Graham Reid | | 1 min read
I'm pretty sure I shared an elevator with some of the Raincoats at a hotel in New York in the mid Nineties, but I may be wrong. And that's the end of my anecdote.
This is a reissue (The second? Third?) of their important '79 debut album when this London group of Ana da Silva, Gina Birch, Palmolive and Vicky Aspinall were hailed as the first all female post-punk band.
Owing a little to the staccato style of Talking Heads and the energy of the Clash as well as the more experimental bands on the post-punk spectrum, this debut still sounds wickedly fresh and driven by an internal need, has a powerfully untutored quality about it (the primitive percussion, the slightly wobbly vocals) and delivers a series of low punches rather than a knock-out blow.
At the time there was a lot of attention paid to their cover of Ray Davies' Lola but that wasn't what impressed Kurt Cobain who was such a fan that he wrote the liner notes for a reissue (reproduced here, how he feels he's eavesdropping on them) and invited them to open in a Nirvana tour.
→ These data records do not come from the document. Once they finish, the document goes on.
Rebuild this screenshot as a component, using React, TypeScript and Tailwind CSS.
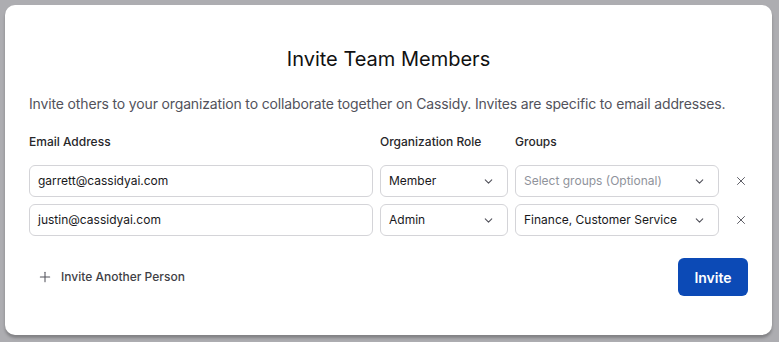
import React from "react";

const Chevron = () => (
  <svg width="13" height="13" viewBox="0 0 24 24" fill="none" stroke="#52525b" strokeWidth="2" strokeLinecap="round" strokeLinejoin="round">
    <path d="m6 9 6 6 6-6" />
  </svg>
);

const XIcon = () => (
  <svg width="14" height="14" viewBox="0 0 24 24" fill="none" stroke="#52525b" strokeWidth="1.6" strokeLinecap="round" strokeLinejoin="round">
    <path d="M18 6 6 18" />
    <path d="m6 6 12 12" />
  </svg>
);

const Select = ({ value, placeholder }: { value?: string; placeholder?: string }) => (
  <div className="flex h-[32px] items-center justify-between rounded-[6px] border border-[#d4d4d8] bg-white pl-[8px] pr-[12px]">
    <span className={value ? "text-[12px] text-[#18181b]" : "text-[12px] text-[#8f939b]"}>{value ?? placeholder}</span>
    <Chevron />
  </div>
);

const Input = ({ value }: { value: string }) => (
  <div className="flex h-[32px] items-center rounded-[6px] border border-[#d4d4d8] bg-white px-[8px] text-[12px] text-[#18181b]">
    {value}
  </div>
);

export default function App() {
  return (
    <div className="min-h-[342px] w-[779px] bg-[#adadb1] p-[5px]" style={{ fontFamily: "Inter, 'Noto Sans', sans-serif" }}>
      <div className="h-[330px] w-[767px] rounded-[10px] bg-white px-[24px] pt-[42px] shadow-[0_3px_3px_rgba(0,0,0,0.25)]">
        <h1 className="text-center text-[20px] font-normal leading-[24px] text-[#111111]">Invite Team Members</h1>
        <p className="mt-[23px] text-[14px] leading-[20px] tracking-[-0.15px] text-[#52525b]">
          Invite others to your organization to collaborate together on Cassidy. Invites are specific to email addresses.
        </p>
        <div className="mt-[18px] grid grid-cols-[344px_128px_204px_30px] gap-x-[7px] gap-y-[7px]">
          <div className="mb-[6px] text-[12px] font-medium leading-[20px] text-[#27272a]">Email Address</div>
          <div className="mb-[6px] text-[12px] font-medium leading-[20px] text-[#27272a]">Organization Role</div>
          <div className="mb-[6px] text-[12px] font-medium leading-[20px] text-[#27272a]">Groups</div>
          <div />

          <Input value="garrett@cassidyai.com" />
          <Select value="Member" />
          <Select placeholder="Select groups (Optional)" />
          <div className="flex items-center justify-center"><XIcon /></div>

          <Input value="justin@cassidyai.com" />
          <Select value="Admin" />
          <Select value="Finance, Customer Service" />
          <div className="flex items-center justify-center"><XIcon /></div>
        </div>
        <div className="mt-[22px] flex items-center justify-between">
          <div className="flex items-center gap-[9px] pl-[9px] text-[12px] font-medium text-[#3f3f46]">
            <svg width="14" height="14" viewBox="0 0 24 24" fill="none" stroke="#52525b" strokeWidth="1.8" strokeLinecap="round">
              <path d="M12 4v16" />
              <path d="M4 12h16" />
            </svg>
            Invite Another Person
          </div>
          <button className="h-[38px] w-[70px] rounded-[6px] bg-[#0c4ab6] text-[14px] font-semibold text-white">Invite</button>
        </div>
      </div>
    </div>
  );
}
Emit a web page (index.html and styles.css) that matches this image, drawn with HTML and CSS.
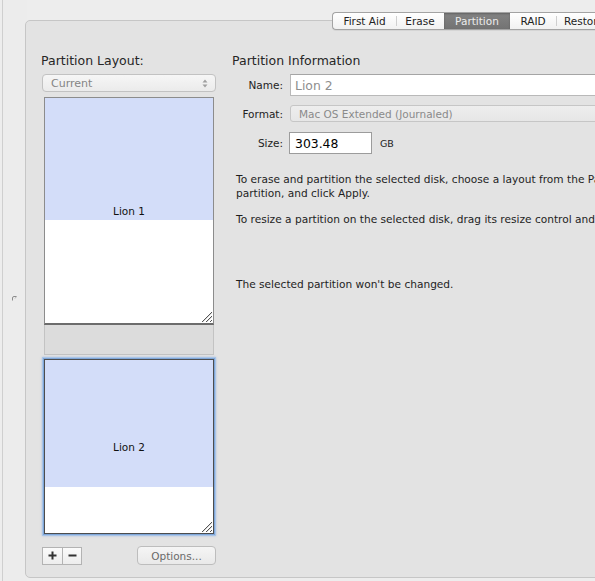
FILE: index.html
```html
<!DOCTYPE html>
<html>
<head>
<meta charset="utf-8">
<title>Disk Utility – Partition</title>
<link rel="stylesheet" href="styles.css">
</head>
<body>
<div class="window">
  <div class="edge">
    <svg class="collapse" width="5" height="5" viewBox="0 0 5 5"><path d="M0.5 4.5 L0.5 2 Q0.5 0.5 2 0.5 L4.5 0.5" fill="none" stroke="#8c8c8c" stroke-width="1"/><path d="M3 2.5 L4.5 0.5" stroke="#aaa" stroke-width="0.8"/></svg>
  </div>
  <div class="panel">
    <div class="tabs">
      <span class="tab t-first">First Aid</span><span class="tab t-erase">Erase</span><span class="tab t-part sel">Partition</span><span class="tab t-raid">RAID</span><span class="tab t-rest">Restore</span>
    </div>

    <div class="layout-col">
      <div class="heading">Partition Layout:</div>
      <div class="popup">
        <span>Current</span>
        <svg width="6" height="9" viewBox="0 0 6 9"><path d="M3 0.5 L5.5 3.5 L0.5 3.5 Z M3 8.5 L5.5 5.5 L0.5 5.5 Z" fill="#a0a0a0"/></svg>
      </div>
      <div class="parts">
        <div class="part p1">
          <div class="used" style="height:122px"></div>
          <span class="plabel">Lion 1</span>
          <svg class="grip" width="11" height="11" viewBox="0 0 11 11"><path d="M1 11 L11 1 M5 11 L11 5 M9 11 L11 9" stroke="#555" stroke-width="1"/><path d="M2 11 L11 2 M6 11 L11 6" stroke="#ddd" stroke-width="1"/></svg>
        </div>
        <div class="gap"></div>
        <div class="part p2 selected">
          <div class="used" style="height:127px"></div>
          <span class="plabel">Lion 2</span>
          <svg class="grip" width="11" height="11" viewBox="0 0 11 11"><path d="M1 11 L11 1 M5 11 L11 5 M9 11 L11 9" stroke="#555" stroke-width="1"/><path d="M2 11 L11 2 M6 11 L11 6" stroke="#ddd" stroke-width="1"/></svg>
        </div>
      </div>
      <div class="bottom-row">
        <div class="pm">
          <span class="pm-btn"><svg width="9" height="9" viewBox="0 0 9 9"><path d="M4.5 0.5 V8.5 M0.5 4.5 H8.5" stroke="#333" stroke-width="2"/></svg></span><span class="pm-btn"><svg width="9" height="9" viewBox="0 0 9 9"><path d="M0.5 4.5 H8.5" stroke="#333" stroke-width="2"/></svg></span>
        </div>
        <div class="options">Options...</div>
      </div>
    </div>

    <div class="info-col">
      <div class="heading info-heading">Partition Information</div>
      <div class="form">
        <div class="row row-name">
          <span class="lbl">Name:</span>
          <div class="field name-field">Lion 2</div>
        </div>
        <div class="row row-format">
          <span class="lbl">Format:</span>
          <div class="format-popup">Mac OS Extended (Journaled)</div>
        </div>
        <div class="row row-size">
          <span class="lbl">Size:</span>
          <div class="field size-field">303.48</div>
          <span class="unit">GB</span>
        </div>
      </div>
      <div class="desc">
        <p>To erase and partition the selected disk, choose a layout from the Partition Layout pop-up menu, set options for each<br>partition, and click Apply.</p>
        <p>To resize a partition on the selected disk, drag its resize control and click Apply.</p>
        <p class="status">The selected partition won't be changed.</p>
      </div>
    </div>
  </div>
</div>
</body>
</html>
```

FILE: styles.css
```css
* { box-sizing: border-box; }
html, body { margin: 0; padding: 0; }
body {
  background: #ededed;
  font-family: "DejaVu Sans", "Liberation Sans", sans-serif;
  color: #1a1a1a;
}
.window {
  width: 595px;
  height: 581px;
  overflow: hidden;
  display: flex;
  background: #ededed;
}
.edge {
  flex: 0 0 25px;
  height: 581px;
  margin-left: 2px;
  border-left: 1px solid #cfcfcf;
  background: #ececec;
  padding-top: 296px;
  padding-left: 9px;
}
.collapse { display: block; }

.panel {
  position: relative;
  flex: 0 0 auto;
  width: 640px;
  height: 558px;
  margin-top: 20px;
  margin-left: -2px;
  background: #e3e3e3;
  border: 1px solid #c6c6c6;
  border-radius: 5px;
  padding: 31px 0 0 15px;
  display: flex;
}

/* tab strip overlaps the panel's top border */
.tabs {
  position: absolute;
  top: -9px;
  left: 306px;
  display: flex;
  height: 18px;
  border: 1px solid #a3a3a3;
  border-right: none;
  border-radius: 4px 0 0 4px;
  background: linear-gradient(#ffffff, #f1f1f1);
  overflow: hidden;
  box-shadow: 0 1px 0 rgba(0,0,0,0.06);
}
.tab {
  display: flex;
  align-items: center;
  justify-content: center;
  font-size: 10.5px;
  color: #222;
  position: relative;
  height: 16px;
}
.tab + .tab::before {
  content: "";
  position: absolute;
  left: 0;
  top: 3px;
  height: 10px;
  width: 1px;
  background: #cfcfcf;
}
.tab.sel + .tab::before, .tab.sel::before { display: none; }
.t-first { width: 63px; }
.t-erase { width: 48px; }
.t-part { width: 66px; }
.t-raid { width: 46px; }
.t-rest { width: 60px; justify-content: flex-start; padding-left: 8px; }
.tab.sel {
  background: linear-gradient(#838383, #737373);
  color: #ececec;
  box-shadow: inset 0 1px 2px rgba(0,0,0,0.25);
}

.heading {
  font-size: 12.5px;
  line-height: 16px;
  height: 16px;
  margin-top: 1px;
  color: #262626;
}

.layout-col {
  flex: 0 0 175px;
  display: flex;
  flex-direction: column;
}
.popup {
  margin: 5px 0 0 1px;
  width: 174px;
  height: 18px;
  border: 1px solid #c2c2c2;
  border-radius: 4px;
  background: linear-gradient(#f6f6f6, #ebebeb);
  display: flex;
  align-items: center;
  justify-content: space-between;
  padding: 0 7px 0 8px;
  font-size: 11px;
  color: #858585;
}
.popup svg { display: block; }

.parts {
  margin: 5px 0 0 3px;
  width: 170px;
  display: flex;
  flex-direction: column;
}
.part {
  display: grid;
  background: #ffffff;
}
.part > * { grid-area: 1 / 1; }
.p1 {
  height: 228px;
  border: 1px solid #8c8c8c;
  border-bottom: 2px solid #6c6c6c;
}
.p2 {
  height: 175px;
  margin-top: 4px;
  border: 1px solid #4d4d4d;
  box-shadow: 0 0 0 1px #7fa6d8, 0 0 0 2px #a9c5e8, 0 0 2px 2px rgba(120,160,215,0.5);
}
.used {
  align-self: start;
  background: #d3ddf9;
}
.plabel {
  align-self: center;
  justify-self: center;
  font-size: 10.5px;
  color: #111;
}
.grip {
  align-self: end;
  justify-self: end;
  margin: 0 1px 1px 0;
}
.gap {
  height: 30px;
  background: #dcdcdc;
  border: 1px solid #c3c3c3;
  border-top: none;
}

.bottom-row {
  margin-top: 12px;
  display: flex;
  justify-content: space-between;
  align-items: center;
}
.pm {
  margin-left: 1px;
  display: flex;
  height: 18px;
  border: 1px solid #b3b3b3;
  background: linear-gradient(#fbfbfb, #ededed);
}
.pm-btn {
  width: 19px;
  display: flex;
  align-items: center;
  justify-content: center;
}
.pm-btn + .pm-btn { border-left: 1px solid #b3b3b3; }
.options {
  width: 79px;
  height: 19px;
  border: 1px solid #bdbdbd;
  border-radius: 4px;
  background: linear-gradient(#f5f5f5, #e9e9e9);
  display: flex;
  align-items: center;
  justify-content: center;
  font-size: 10.5px;
  color: #6a6a6a;
}

.info-col {
  margin-left: 16px;
  flex: 0 0 auto;
  display: flex;
  flex-direction: column;
}
.form { display: flex; flex-direction: column; }
.row {
  display: flex;
  align-items: center;
}
.lbl {
  width: 51px;
  text-align: right;
  font-size: 10.5px;
  color: #222;
  margin-right: 7px;
}
.row-name { margin-top: 5px; height: 22px; }
.field {
  background: #fff;
  border: 1px solid #b9b9b9;
  border-top-color: #a5a5a5;
  height: 22px;
  display: flex;
  align-items: center;
  font-size: 12.4px;
}
.name-field {
  width: 330px;
  padding-left: 4px;
  color: #8e8e8e;
}
.row-format { margin-top: 9px; height: 17px; }
.format-popup {
  width: 330px;
  height: 17px;
  border: 1px solid #c6c6c6;
  border-radius: 3px;
  background: linear-gradient(#eeeeee, #e6e6e6);
  font-size: 10.5px;
  color: #8a8a8a;
  display: flex;
  align-items: center;
  padding-left: 8px;
}
.row-size { margin-top: 10px; height: 22px; }
.size-field {
  width: 83px;
  margin-left: -1px;
  padding-left: 5px;
  color: #000;
  border-color: #9c9c9c;
}
.unit {
  margin-left: 8px;
  font-size: 9.5px;
  color: #222;
}

.desc {
  margin: 18px 0 0 4px;
  font-size: 10.6px;
  line-height: 14px;
  color: #1e1e1e;
  white-space: nowrap;
}
.desc p { margin: 0 0 13px 0; }
.desc p + p { margin-top: -1px; }
.desc p.status { margin-top: 51px; }
```
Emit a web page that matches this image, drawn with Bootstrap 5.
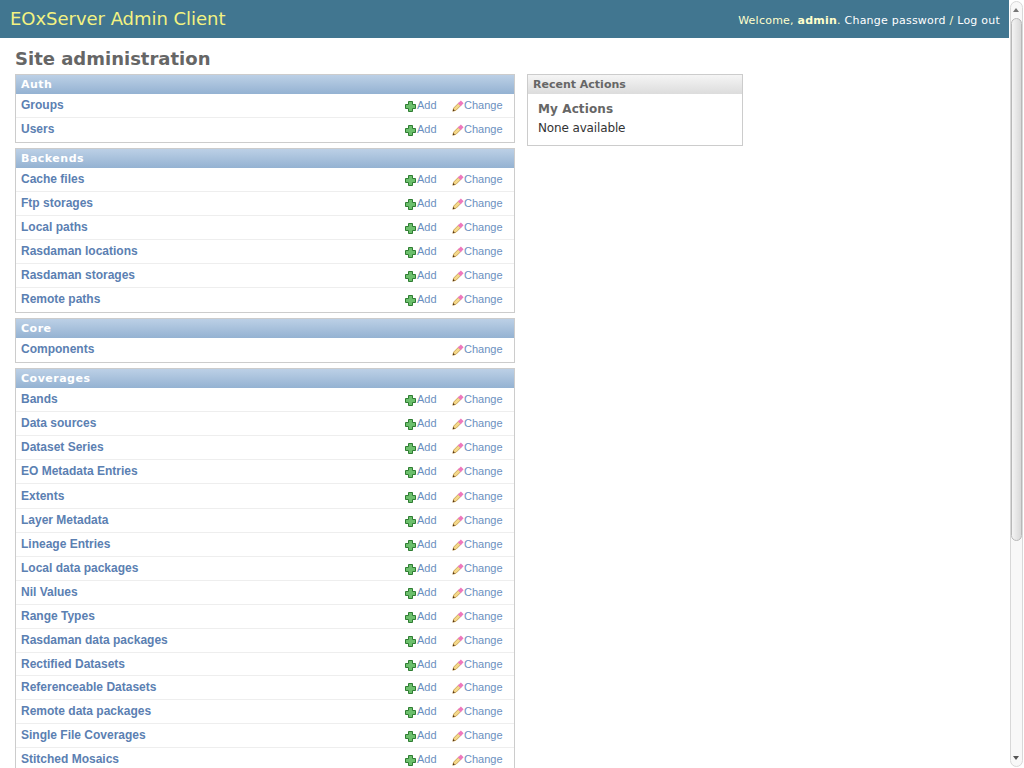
<!doctype html>
<html lang="en"><head><meta charset="utf-8"><title>Site administration</title>
<link href="https://cdn.jsdelivr.net/npm/bootstrap@5.3.0/dist/css/bootstrap.min.css" rel="stylesheet">
<style>
html,body{height:100%;overflow:hidden}
body{background:#fff;font-family:"DejaVu Sans",sans-serif;font-size:12px;color:#333;line-height:16px}
.topbar{height:38px;background:#417690;padding:0 24px 0 10px}
.brand{font-size:18px;color:#f3f281;line-height:38px;letter-spacing:-.03px}
.tools{font-size:11px;letter-spacing:.23px;color:#ffc;margin-top:3px}
.tools a{color:#fff;text-decoration:none}
.tools b{color:#ffc}
.main-area{padding:10px 20px 0 15px}
.pagetitle{font-size:18px;font-weight:700;color:#666;line-height:22px;margin:0 0 4px}
.modbox{width:500px;border:1px solid #ccc;margin-bottom:5px;background:#fff}
.modhead{height:19px;background:linear-gradient(#bcd0e6,#94b2d2);color:#fff;font-size:11px;font-weight:700;letter-spacing:.5px;line-height:19px;padding-left:5px}
.modrow{height:24px;border-bottom:1px solid #eee;padding-left:5px;font-family:"Liberation Sans",sans-serif}
.modrow:last-child{border-bottom:0}
.rowtall{height:25px;padding-top:1px}
.rowshort{height:23px}
.modname{font-size:12px;font-weight:700;color:#5b80b2;text-decoration:none;line-height:23px;height:23px}
.acts{width:110px;height:23px;font-size:11px;color:#6b8fc0;line-height:23px}
.actadd{width:47px;display:flex;align-items:center;gap:1px;margin-left:1px}
.actchg{display:flex;align-items:center;gap:0}
.actadd svg,.actchg svg{flex:none;margin-top:1px}
.sidepanel{width:216px;border:1px solid #ccc;margin-left:12px;height:72px;align-self:flex-start}
.sidehead{height:19px;background:linear-gradient(#f5f5f5,#dcdcdc);color:#666;font-size:11px;font-weight:700;line-height:19px;padding-left:5px}
.sidetitle{font-size:12px;font-weight:700;color:#666;line-height:16px;margin:7px 0 3px 10px;letter-spacing:.1px}
.sidetext{font-size:12px;color:#333;margin-left:10px;line-height:16px;letter-spacing:-.14px}
.fakebar{position:fixed;top:0;right:0;width:15px;height:768px;background:#fff}
.faketrack{position:absolute;left:1px;top:1px;width:13px;height:766px;border:1px solid #d8d8d8;border-radius:7px;background:#f8f8f8}
.fakethumb{position:absolute;left:2px;top:18px;width:11px;height:523px;border:1px solid #b8b8b8;border-radius:6px;background:linear-gradient(90deg,#f4f4f4,#d8d8d8)}
.arrowup,.arrowdn{position:absolute;left:4px;width:0;height:0;border-left:3.5px solid transparent;border-right:3.5px solid transparent}
.arrowup{top:8px;border-bottom:4px solid #777}
.arrowdn{bottom:8px;border-top:4px solid #555}
</style></head><body>
<div class="topbar d-flex justify-content-between align-items-center">
<div class="brand">EOxServer Admin Client</div>
<div class="tools">Welcome, <b>admin</b>. <a href="#">Change password</a> / <a href="#">Log out</a></div>
</div>
<div class="main-area">
<h1 class="pagetitle">Site administration</h1>
<div class="d-flex">
<div id="mods"></div>
<div class="sidepanel">
<div class="sidehead">Recent Actions</div>
<div class="sidetitle">My Actions</div>
<div class="sidetext">None available</div>
</div>
</div>
</div>
<div class="fakebar"><div class="faketrack"></div><div class="arrowup"></div><div class="fakethumb"></div><div class="arrowdn"></div></div>
<script>
const plus='<svg width="11" height="11" viewBox="0 0 11 11"><path d="M3.5.5h4v3h3v4h-3v3h-4v-3h-3v-4h3z" fill="#6cbf6c" stroke="#2f7d32"/></svg>';
const pen='<svg width="12" height="12" viewBox="0 0 12 12"><path d="M.8 11.2l.9-3.2 5-5 2.3 2.3-5 5z" fill="#f5d98a" stroke="#b58a35" stroke-width=".7"/><path d="M5.8 3.6L8.9.5l2.7 2.7-3 3.1z" fill="#ee78bd"/><path d="M.8 11.2l.6-2.1 1.5 1.5z" fill="#4a2a10"/></svg>';
const data=[["Auth",[["Groups",1],["Users",1]]],["Backends",[["Cache files",1],["Ftp storages",1],["Local paths",1],["Rasdaman locations",1],["Rasdaman storages",1],["Remote paths",1]]],["Core",[["Components",0]]],["Coverages",[["Bands",1],["Data sources",1],["Dataset Series",1],["EO Metadata Entries",1],["Extents",1,"rowtall"],["Layer Metadata",1],["Lineage Entries",1],["Local data packages",1],["Nil Values",1],["Range Types",1],["Rasdaman data packages",1],["Rectified Datasets",1,"rowshort"],["Referenceable Datasets",1],["Remote data packages",1],["Single File Coverages",1],["Stitched Mosaics",1]]]];
document.getElementById('mods').innerHTML=data.map(([h,rows])=>'<div class="modbox"><div class="modhead">'+h+'</div>'+rows.map(([n,a,c])=>'<div class="modrow d-flex justify-content-between '+(c||'')+'"><a class="modname" href="#">'+n+'</a><div class="acts d-flex"><span class="actadd">'+(a?plus+'Add':'')+'</span><span class="actchg">'+pen+'Change</span></div></div>').join('')+'</div>').join('');
</script>
<script src="https://cdn.jsdelivr.net/npm/bootstrap@5.3.0/dist/js/bootstrap.bundle.min.js"></script>
</body></html>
Unfortunately something happened to him the previous week.
The violin of Aspinall is a key and disturbing ingredient, but also the art of darkness that is throughout (The Void, Fairytale in the Supermarket) which comes with colourings of the pains and uncertainties of love -- which is perhaps why Cobain spoke of feeling like he's hiding in the attic and the band is playing out its music for their own cathartic effect.
Of course the raw footage from the crowd at a show in Poland which comes with the disc shows how they took this noise to the world with unconstrained energy and tight pants.
This won't be to everyone's taste (you have to like that ragged and anxious end of lo-fi punk) but it certainly reminds you of how inspiration rather than a career move makes for much more interesting music.